Directions →
Set the listing down unchanged, minus every embedded image.

· · · · ·

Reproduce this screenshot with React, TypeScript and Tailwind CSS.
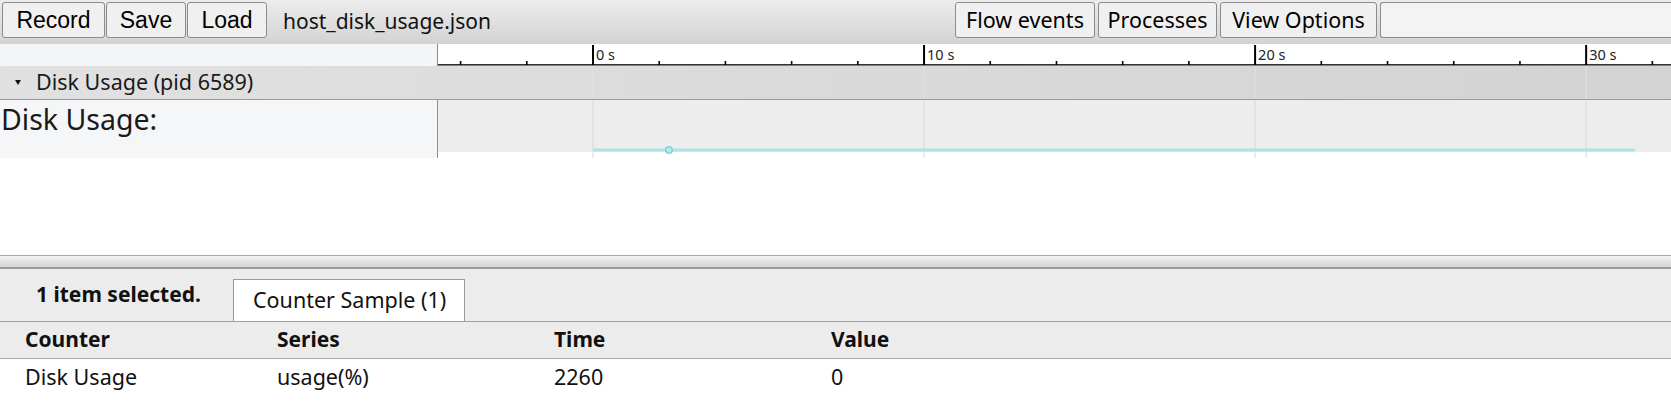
import React from "react";

const ORIGIN = 155;
const MAJOR = 331.05;
const MINOR = MAJOR / 5;
const CANVAS_W = 1233;

const ticks: { x: number; major: boolean; label?: string }[] = [];
for (let k = -2; ORIGIN + k * MINOR < CANVAS_W; k++) {
  const x = ORIGIN + k * MINOR;
  const major = k % 5 === 0;
  ticks.push({ x, major, label: major ? `${(k / 5) * 10} s` : undefined });
}
const majors = ticks.filter((t) => t.major);

const sans = "font-['Noto_Sans',sans-serif]";

function ToolButton({ label, w, arial }: { label: string; w: string; arial?: boolean }) {
  return (
    <button
      className={`${w} h-[36px] shrink-0 rounded-[3px] border border-[#8c8c8c] bg-[#f0f0f0] text-black ${
        arial ? "font-['Liberation_Sans',Arial,sans-serif] text-[23px]" : `${sans} text-[21.5px]`
      }`}
    >
      {label}
    </button>
  );
}

function Toolbar() {
  return (
    <div className="flex h-[44px] shrink-0 items-start gap-[1px] overflow-hidden bg-gradient-to-b from-[#ececec] to-[#d3d3d3] pt-[2px] pl-[2px]">
      <ToolButton arial label="Record" w="w-[103px]" />
      <ToolButton arial label="Save" w="w-[80px]" />
      <ToolButton arial label="Load" w="w-[80px]" />
      <span className={`ml-[15px] h-[36px] leading-[38px] text-[21px] text-[#111] ${sans}`}>
        host_disk_usage.json
      </span>
      <div className="ml-auto flex gap-[3px]">
        <ToolButton label="Flow events" w="w-[140px]" />
        <ToolButton label="Processes" w="w-[119px]" />
        <ToolButton label="View Options" w="w-[157px]" />
        <input
          className="h-[36px] w-[291px] rounded-l-[3px] border border-r-0 border-[#8c8c8c] bg-[#f3f3f3] outline-none"
          readOnly
        />
      </div>
    </div>
  );
}

function Ruler() {
  return (
    <div className="flex h-[22px] shrink-0">
      <div className="w-[437px] shrink-0 bg-[#f4f5f7]" />
      <div className="flex-1 border-l border-[#8a8a8a] bg-white">
        <svg className="block h-full w-full">
          <rect fill="#000" height="1.3" width={CANVAS_W} x="0" y="20.2" />
          {ticks.map((t) =>
            t.major ? (
              <g key={t.x}>
                <rect fill="#000" height="20" width="2" x={t.x - 1} y="1" />
                <text
                  fill="#222"
                  fontFamily="Noto Sans, sans-serif"
                  fontSize="14.5"
                  x={t.x + 3}
                  y="15.5"
                >
                  {t.label}
                </text>
              </g>
            ) : (
              <rect fill="#000" height="4" key={t.x} width="1.6" x={t.x - 0.8} y="17" />
            ),
          )}
        </svg>
      </div>
    </div>
  );
}

function TrackHeader() {
  return (
    <div className="relative flex h-[34px] shrink-0 items-center border-b border-[#9a9a9a] bg-gradient-to-r from-[#e1e1e1] to-[#d3d3d3]">
      <svg className="ml-[15px] shrink-0" height="6" width="6">
        <polygon fill="#111" points="0,0 6,0 3,5" />
      </svg>
      <span className={`ml-[15px] text-[21.5px] text-[#1a1a1a] ${sans}`}>Disk Usage (pid 6589)</span>
      <svg className="pointer-events-none absolute top-0 left-[438px] h-full w-[1233px]">
        {majors.map((t) => (
          <rect fill="#e2e2e2" height="34" key={t.x} width="1" x={t.x - 0.5} y="0" />
        ))}
      </svg>
    </div>
  );
}

function CounterTrack() {
  return (
    <div className="flex h-[58px] shrink-0">
      <div className="w-[438px] shrink-0 border-r border-[#8f8f8f] bg-[#f5f6f8]">
        <div className={`pl-[1px] text-[28.5px] leading-[38px] text-[#1a1a1a] ${sans}`}>Disk Usage:</div>
      </div>
      <div className="flex-1">
        <svg className="block h-full w-full">
          <rect fill="#ededed" height="52" width={CANVAS_W} x="0" y="0" />
          {majors.map((t) => (
            <rect fill="#d9d9d9" height="58" key={t.x} width="1" x={t.x - 0.5} y="0" />
          ))}
          <rect fill="#aee2e7" height="3" width={1197 - ORIGIN} x={ORIGIN} y="48.5" />
          <circle cx="231" cy="50" fill="#b6e8ec" r="3.3" stroke="#80d0d8" strokeWidth="1.5" />
        </svg>
      </div>
    </div>
  );
}

function Splitter() {
  return (
    <div className="h-[14px] shrink-0 border-t border-b-2 border-t-[#a8a8a8] border-b-[#999] bg-gradient-to-b from-[#f2f2f2] to-[#d4d4d4]" />
  );
}

function Details() {
  const cols = "grid grid-cols-[252px_277px_277px_1fr] pl-[25px]";
  return (
    <div className={`flex flex-1 flex-col bg-white ${sans} text-[21.5px] text-[#111]`}>
      <div className="flex h-[53px] shrink-0 items-end border-b border-[#a0a0a0] bg-[#ececec]">
        <div className="flex h-full w-[233px] shrink-0 items-center pl-[36px] text-[21px] font-bold">
          1 item selected.
        </div>
        <div className="flex h-[42px] w-[232px] items-center border border-b-0 border-[#9a9a9a] bg-white pl-[19px]">
          Counter Sample (1)
        </div>
      </div>
      <div
        className={`${cols} h-[37px] shrink-0 items-center border-b border-[#aaa] bg-[#ececec] text-[21px] font-bold`}
      >
        <span>Counter</span>
        <span>Series</span>
        <span>Time</span>
        <span>Value</span>
      </div>
      <div className={`${cols} h-[36px] shrink-0 items-center`}>
        <span>Disk Usage</span>
        <span>usage(%)</span>
        <span>2260</span>
        <span>0</span>
      </div>
    </div>
  );
}

export default function App() {
  return (
    <div className="flex h-[415px] w-full flex-col overflow-hidden bg-white">
      <Toolbar />
      <Ruler />
      <TrackHeader />
      <CounterTrack />
      <div className="h-[97px] shrink-0 bg-white" />
      <Splitter />
      <Details />
    </div>
  );
}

· · · · ·

Response to the task →
Reproduce this screenshot with React, TypeScript and Tailwind CSS.
import React from "react";

const ORIGIN = 155;
const MAJOR = 331.05;
const MINOR = MAJOR / 5;
const CANVAS_W = 1233;

const ticks: { x: number; major: boolean; label?: string }[] = [];
for (let k = -2; ORIGIN + k * MINOR < CANVAS_W; k++) {
  const x = ORIGIN + k * MINOR;
  const major = k % 5 === 0;
  ticks.push({ x, major, label: major ? `${(k / 5) * 10} s` : undefined });
}
const majors = ticks.filter((t) => t.major);

const sans = "font-['Noto_Sans',sans-serif]";

function ToolButton({ label, w, arial }: { label: string; w: string; arial?: boolean }) {
  return (
    <button
      className={`${w} h-[36px] shrink-0 rounded-[3px] border border-[#8c8c8c] bg-[#f0f0f0] text-black ${
        arial ? "font-['Liberation_Sans',Arial,sans-serif] text-[23px]" : `${sans} text-[21.5px]`
      }`}
    >
      {label}
    </button>
  );
}

function Toolbar() {
  return (
    <div className="flex h-[44px] shrink-0 items-start gap-[1px] overflow-hidden bg-gradient-to-b from-[#ececec] to-[#d3d3d3] pt-[2px] pl-[2px]">
      <ToolButton arial label="Record" w="w-[103px]" />
      <ToolButton arial label="Save" w="w-[80px]" />
      <ToolButton arial label="Load" w="w-[80px]" />
      <span className={`ml-[15px] h-[36px] leading-[38px] text-[21px] text-[#111] ${sans}`}>
        host_disk_usage.json
      </span>
      <div className="ml-auto flex gap-[3px]">
        <ToolButton label="Flow events" w="w-[140px]" />
        <ToolButton label="Processes" w="w-[119px]" />
        <ToolButton label="View Options" w="w-[157px]" />
        <input
          className="h-[36px] w-[291px] rounded-l-[3px] border border-r-0 border-[#8c8c8c] bg-[#f3f3f3] outline-none"
          readOnly
        />
      </div>
    </div>
  );
}

function Ruler() {
  return (
    <div className="flex h-[22px] shrink-0">
      <div className="w-[437px] shrink-0 bg-[#f4f5f7]" />
      <div className="flex-1 border-l border-[#8a8a8a] bg-white">
        <svg className="block h-full w-full">
          <rect fill="#000" height="1.3" width={CANVAS_W} x="0" y="20.2" />
          {ticks.map((t) =>
            t.major ? (
              <g key={t.x}>
                <rect fill="#000" height="20" width="2" x={t.x - 1} y="1" />
                <text
                  fill="#222"
                  fontFamily="Noto Sans, sans-serif"
                  fontSize="14.5"
                  x={t.x + 3}
                  y="15.5"
                >
                  {t.label}
                </text>
              </g>
            ) : (
              <rect fill="#000" height="4" key={t.x} width="1.6" x={t.x - 0.8} y="17" />
            ),
          )}
        </svg>
      </div>
    </div>
  );
}

function TrackHeader() {
  return (
    <div className="relative flex h-[34px] shrink-0 items-center border-b border-[#9a9a9a] bg-gradient-to-r from-[#e1e1e1] to-[#d3d3d3]">
      <svg className="ml-[15px] shrink-0" height="6" width="6">
        <polygon fill="#111" points="0,0 6,0 3,5" />
      </svg>
      <span className={`ml-[15px] text-[21.5px] text-[#1a1a1a] ${sans}`}>Disk Usage (pid 6589)</span>
      <svg className="pointer-events-none absolute top-0 left-[438px] h-full w-[1233px]">
        {majors.map((t) => (
          <rect fill="#e2e2e2" height="34" key={t.x} width="1" x={t.x - 0.5} y="0" />
        ))}
      </svg>
    </div>
  );
}

function CounterTrack() {
  return (
    <div className="flex h-[58px] shrink-0">
      <div className="w-[438px] shrink-0 border-r border-[#8f8f8f] bg-[#f5f6f8]">
        <div className={`pl-[1px] text-[28.5px] leading-[38px] text-[#1a1a1a] ${sans}`}>Disk Usage:</div>
      </div>
      <div className="flex-1">
        <svg className="block h-full w-full">
          <rect fill="#ededed" height="52" width={CANVAS_W} x="0" y="0" />
          {majors.map((t) => (
            <rect fill="#d9d9d9" height="58" key={t.x} width="1" x={t.x - 0.5} y="0" />
          ))}
          <rect fill="#aee2e7" height="3" width={1197 - ORIGIN} x={ORIGIN} y="48.5" />
          <circle cx="231" cy="50" fill="#b6e8ec" r="3.3" stroke="#80d0d8" strokeWidth="1.5" />
        </svg>
      </div>
    </div>
  );
}

function Splitter() {
  return (
    <div className="h-[14px] shrink-0 border-t border-b-2 border-t-[#a8a8a8] border-b-[#999] bg-gradient-to-b from-[#f2f2f2] to-[#d4d4d4]" />
  );
}

function Details() {
  const cols = "grid grid-cols-[252px_277px_277px_1fr] pl-[25px]";
  return (
    <div className={`flex flex-1 flex-col bg-white ${sans} text-[21.5px] text-[#111]`}>
      <div className="flex h-[53px] shrink-0 items-end border-b border-[#a0a0a0] bg-[#ececec]">
        <div className="flex h-full w-[233px] shrink-0 items-center pl-[36px] text-[21px] font-bold">
          1 item selected.
        </div>
        <div className="flex h-[42px] w-[232px] items-center border border-b-0 border-[#9a9a9a] bg-white pl-[19px]">
          Counter Sample (1)
        </div>
      </div>
      <div
        className={`${cols} h-[37px] shrink-0 items-center border-b border-[#aaa] bg-[#ececec] text-[21px] font-bold`}
      >
        <span>Counter</span>
        <span>Series</span>
        <span>Time</span>
        <span>Value</span>
      </div>
      <div className={`${cols} h-[36px] shrink-0 items-center`}>
        <span>Disk Usage</span>
        <span>usage(%)</span>
        <span>2260</span>
        <span>0</span>
      </div>
    </div>
  );
}

export default function App() {
  return (
    <div className="flex h-[415px] w-full flex-col overflow-hidden bg-white">
      <Toolbar />
      <Ruler />
      <TrackHeader />
      <CounterTrack />
      <div className="h-[97px] shrink-0 bg-white" />
      <Splitter />
      <Details />
    </div>
  );
}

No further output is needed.